かけがえのない存在であるおみそさんからのLINEでこの本の話になったのが3回目。さすがに諦めました。「これは読む本なのか……」と。
でも、諦めて読んでみてわかりました。これはわたくしが読むべき本だったんです。
この本を読んだことで、散々いろいろやってだいぶ解放されたつもりの自分にまだ残っていた思いに気がつくことが出来ました。
深夜3時42分。母を殺した娘は、ツイッターに、
「モンスターを倒した。これで一安心だ。」
と投稿した。18文字の投稿は、その意味するところを誰にも悟られないまま、放置されていた。
2018年3月10日、土曜日の昼下がり。
滋賀県、琵琶湖の南側の野洲川南流河川敷で、両手、両足、頭部のない、体幹部だけの人の遺体が発見された。遺体は激しく腐敗して悪臭を放っており、多数のトンビが群がっているところを、通りかかった住民が目に止めたのである。
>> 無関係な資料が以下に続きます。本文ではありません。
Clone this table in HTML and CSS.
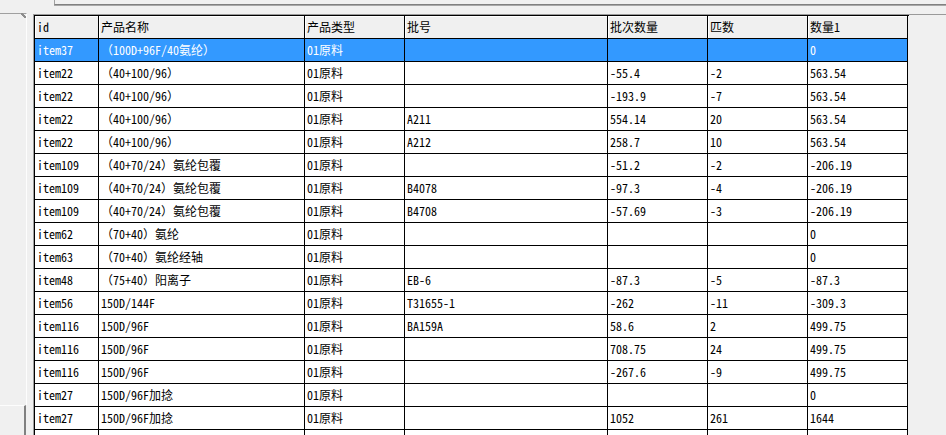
FILE: index.html
```html
<!DOCTYPE html>
<html>
<head>
<meta charset="utf-8">
<link rel="stylesheet" href="styles.css">
</head>
<body>
<div class="top"><div class="topbar"></div></div>
<div class="main">
  <div class="side">
    <div class="side-top">
      <svg class="grip" width="5" height="5" viewBox="0 0 5 5"><path d="M0 0 L5 5 M1 0 L5 4 M0 1 L4 5" stroke="#8c8c8c" stroke-width="1"/></svg>
    </div>
    <div class="side-bottom"></div>
  </div>
  <div class="gridwrap">
    <div class="grid">
      <div class="row head"><div class="c">id</div><div class="c">产品名称</div><div class="c">产品类型</div><div class="c">批号</div><div class="c">批次数量</div><div class="c">匹数</div><div class="c">数量1</div></div>
      <div class="row sel"><div class="c">item37</div><div class="c">（100D+96F/40氨纶）</div><div class="c">01原料</div><div class="c"></div><div class="c"></div><div class="c"></div><div class="c">0</div></div>
      <div class="row"><div class="c">item22</div><div class="c">（40+100/96）</div><div class="c">01原料</div><div class="c"></div><div class="c">-55.4</div><div class="c">-2</div><div class="c">563.54</div></div>
      <div class="row"><div class="c">item22</div><div class="c">（40+100/96）</div><div class="c">01原料</div><div class="c"></div><div class="c">-193.9</div><div class="c">-7</div><div class="c">563.54</div></div>
      <div class="row"><div class="c">item22</div><div class="c">（40+100/96）</div><div class="c">01原料</div><div class="c">A211</div><div class="c">554.14</div><div class="c">20</div><div class="c">563.54</div></div>
      <div class="row"><div class="c">item22</div><div class="c">（40+100/96）</div><div class="c">01原料</div><div class="c">A212</div><div class="c">258.7</div><div class="c">10</div><div class="c">563.54</div></div>
      <div class="row"><div class="c">item109</div><div class="c">（40+70/24）氨纶包覆</div><div class="c">01原料</div><div class="c"></div><div class="c">-51.2</div><div class="c">-2</div><div class="c">-206.19</div></div>
      <div class="row"><div class="c">item109</div><div class="c">（40+70/24）氨纶包覆</div><div class="c">01原料</div><div class="c">B4078</div><div class="c">-97.3</div><div class="c">-4</div><div class="c">-206.19</div></div>
      <div class="row"><div class="c">item109</div><div class="c">（40+70/24）氨纶包覆</div><div class="c">01原料</div><div class="c">B4708</div><div class="c">-57.69</div><div class="c">-3</div><div class="c">-206.19</div></div>
      <div class="row"><div class="c">item62</div><div class="c">（70+40）氨纶</div><div class="c">01原料</div><div class="c"></div><div class="c"></div><div class="c"></div><div class="c">0</div></div>
      <div class="row"><div class="c">item63</div><div class="c">（70+40）氨纶经轴</div><div class="c">01原料</div><div class="c"></div><div class="c"></div><div class="c"></div><div class="c">0</div></div>
      <div class="row"><div class="c">item48</div><div class="c">（75+40）阳离子</div><div class="c">01原料</div><div class="c">EB-6</div><div class="c">-87.3</div><div class="c">-5</div><div class="c">-87.3</div></div>
      <div class="row"><div class="c">item56</div><div class="c">150D/144F</div><div class="c">01原料</div><div class="c">T31655-1</div><div class="c">-262</div><div class="c">-11</div><div class="c">-309.3</div></div>
      <div class="row"><div class="c">item116</div><div class="c">150D/96F</div><div class="c">01原料</div><div class="c">BA159A</div><div class="c">58.6</div><div class="c">2</div><div class="c">499.75</div></div>
      <div class="row"><div class="c">item116</div><div class="c">150D/96F</div><div class="c">01原料</div><div class="c"></div><div class="c">708.75</div><div class="c">24</div><div class="c">499.75</div></div>
      <div class="row"><div class="c">item116</div><div class="c">150D/96F</div><div class="c">01原料</div><div class="c"></div><div class="c">-267.6</div><div class="c">-9</div><div class="c">499.75</div></div>
      <div class="row"><div class="c">item27</div><div class="c">150D/96F加捻</div><div class="c">01原料</div><div class="c"></div><div class="c"></div><div class="c"></div><div class="c">0</div></div>
      <div class="row"><div class="c">item27</div><div class="c">150D/96F加捻</div><div class="c">01原料</div><div class="c"></div><div class="c">1052</div><div class="c">261</div><div class="c">1644</div></div>
      <div class="row"><div class="c"></div><div class="c"></div><div class="c"></div><div class="c"></div><div class="c"></div><div class="c"></div><div class="c"></div></div>
    </div>
  </div>
</div>
</body>
</html>
```

FILE: styles.css
```css
html, body {
  margin: 0;
  padding: 0;
  width: 946px;
  height: 435px;
  overflow: hidden;
  background: #f0f0f0;
  font-family: "Noto Sans Mono CJK SC", "Noto Sans CJK SC", "DejaVu Sans Mono", monospace;
  font-size: 12px;
  color: #000;
}

.top {
  height: 13px;
}

.topbar {
  margin-left: 54px;
  height: 4px;
  border-left: 1px solid #a0a0a0;
  border-bottom: 1px solid #808080;
  box-shadow: 0 1px 0 #a8a8a8;
}

.main {
  display: flex;
  height: 422px;
}

.side {
  width: 27px;
  display: flex;
  flex-direction: column;
}

.side-top {
  position: relative;
  flex: 1;
  border-top: 1px solid #a0a0a0;
  border-right: 1px solid #fdfdfd;
}

.grip {
  position: absolute;
  right: 0;
  top: -1px;
}

.side-bottom {
  height: 29px;
  width: 24px;
  border-top: 1px solid #fdfdfd;
  border-right: 2px solid #808080;
}

.gridwrap {
  flex: 1;
  margin-left: 6px;
  margin-top: 1px;
  border-top: 1px solid #9a9a9a;
  border-left: 1px solid #a0a0a0;
  overflow: hidden;
}

.grid {
  width: 874px;
  border-left: 1px solid #000;
  border-top: 1px solid #000;
}

.row {
  display: grid;
  grid-template-columns: 64px 206px 100px 203px 100px 100px 100px;
  height: 23px;
}

.c {
  box-sizing: border-box;
  height: 23px;
  border-right: 1px solid #000;
  border-bottom: 1px solid #000;
  padding-left: 2px;
  line-height: 22px;
  white-space: nowrap;
  overflow: hidden;
  background: #fff;
}

.head .c {
  background: #f0f0f0;
  box-shadow: inset 1px 1px 0 #fff;
}

.sel .c {
  background: #3399ff;
  color: #fff;
}
```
滋賀県警守山署が身元の特定にあたったが、遺体の損傷が激しく、捜査は難航した。
周辺の聞き込みを進めるうち、最近になってその姿が見えなくなっている女性がいることが判明し、家族とのDNA鑑定から、ようやく身元が判明した――。
髙崎妙子、58歳。
遺体が発見された河川敷から徒歩数分の一軒家に暮らす女性だった。夫とは20年以上前に別居し、長年にわたって31歳の娘・あかりと二人暮らしだった。
さらに異様なことも判明した。
娘のあかりは幼少期から学業優秀で中高一貫の進学校に通っていたが、母・妙子に超難関の国立大医学部への進学を強要され、なんと9年にわたって浪人生活を送っていたのだ。
結局あかりは医学部には合格せず、看護学科に進学し、4月から看護師となっていた。母・妙子の姿は1月ころから近隣のスーパーやクリーニング店でも目撃されなくなり、あかりは「母は別のところにいます」などと不審な供述をしていた。
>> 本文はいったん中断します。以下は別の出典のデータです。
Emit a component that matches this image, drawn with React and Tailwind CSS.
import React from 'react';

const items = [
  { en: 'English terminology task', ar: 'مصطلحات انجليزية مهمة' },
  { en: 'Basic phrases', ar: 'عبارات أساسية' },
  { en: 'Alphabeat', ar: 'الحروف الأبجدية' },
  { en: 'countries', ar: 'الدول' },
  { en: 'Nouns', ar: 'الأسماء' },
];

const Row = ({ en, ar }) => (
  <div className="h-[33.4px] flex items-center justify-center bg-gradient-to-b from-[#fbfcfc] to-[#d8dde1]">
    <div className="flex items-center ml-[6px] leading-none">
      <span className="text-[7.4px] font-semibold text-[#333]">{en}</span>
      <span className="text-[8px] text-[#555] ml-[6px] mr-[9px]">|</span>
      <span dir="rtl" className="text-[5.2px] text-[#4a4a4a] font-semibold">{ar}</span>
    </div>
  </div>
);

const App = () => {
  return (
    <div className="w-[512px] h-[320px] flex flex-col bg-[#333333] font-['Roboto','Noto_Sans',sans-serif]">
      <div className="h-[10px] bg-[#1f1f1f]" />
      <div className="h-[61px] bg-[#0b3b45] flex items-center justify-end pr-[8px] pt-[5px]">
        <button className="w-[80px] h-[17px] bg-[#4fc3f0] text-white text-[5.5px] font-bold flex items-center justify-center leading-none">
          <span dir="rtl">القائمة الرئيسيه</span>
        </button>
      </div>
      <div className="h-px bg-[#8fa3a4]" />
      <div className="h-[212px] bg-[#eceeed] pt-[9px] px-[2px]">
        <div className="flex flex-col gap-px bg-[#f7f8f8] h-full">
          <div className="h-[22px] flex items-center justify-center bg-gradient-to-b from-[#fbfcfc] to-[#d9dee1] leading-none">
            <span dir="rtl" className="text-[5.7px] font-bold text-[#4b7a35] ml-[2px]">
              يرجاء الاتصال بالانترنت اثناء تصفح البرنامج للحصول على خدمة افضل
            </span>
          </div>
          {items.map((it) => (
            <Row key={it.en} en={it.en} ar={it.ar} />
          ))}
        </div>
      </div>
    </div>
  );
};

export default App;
6月5日、守山署はあかりを死体遺棄容疑で逮捕する。その後、死体損壊、さらに殺人容疑で逮捕・起訴に踏み切った。
一審の大津地裁ではあくまで殺人を否認していたあかりだが、二審の大阪高裁に陳述書を提出し、一転して自らの犯行を認める。
母と娘――20代中盤まで、風呂にも一緒に入るほど濃密な関係だった二人の間に、何があったのか。
公判を取材しつづけた女性記者が、拘置所のあかりと面会を重ね、刑務所移送後も膨大な量の往復書簡を交わすことによって紡ぎだす真実の物語。
獄中であかりは、長年別居していた父の手厚いサポートを受け、多くの「母」や同囚との対話を重ねた。そのことが、あかりに多くの気づきをもたらした。
一審で無表情のまま尋問を受けたあかりは、二審の被告人尋問で、こらえきれず大粒の涙をこぼした――。
気鋭の女性記者が、殺人事件の背景にある母娘の相克に迫った第一級のノンフィクション。
呪縛とは何か

じゅばく【呪縛】
Oxford Languagesの定義 · 詳細
《名・ス他》
まじないをかけて動けないようにすること。また、心理的に人の自由を奪うこと。
「―を解く」
「呪縛」とか「呪い」というと、藁人形に五寸釘で丑の刻参り……みたいなものを想像しがちですが、もっといろんなバリエーションがあります。
意外かもしれませんが、「自分が自分を呪う」というのが一番多いし、一番自由が奪われます。
誰かに呪われるよりも、自分が自分を呪った時、呪いの効果は絶大になります。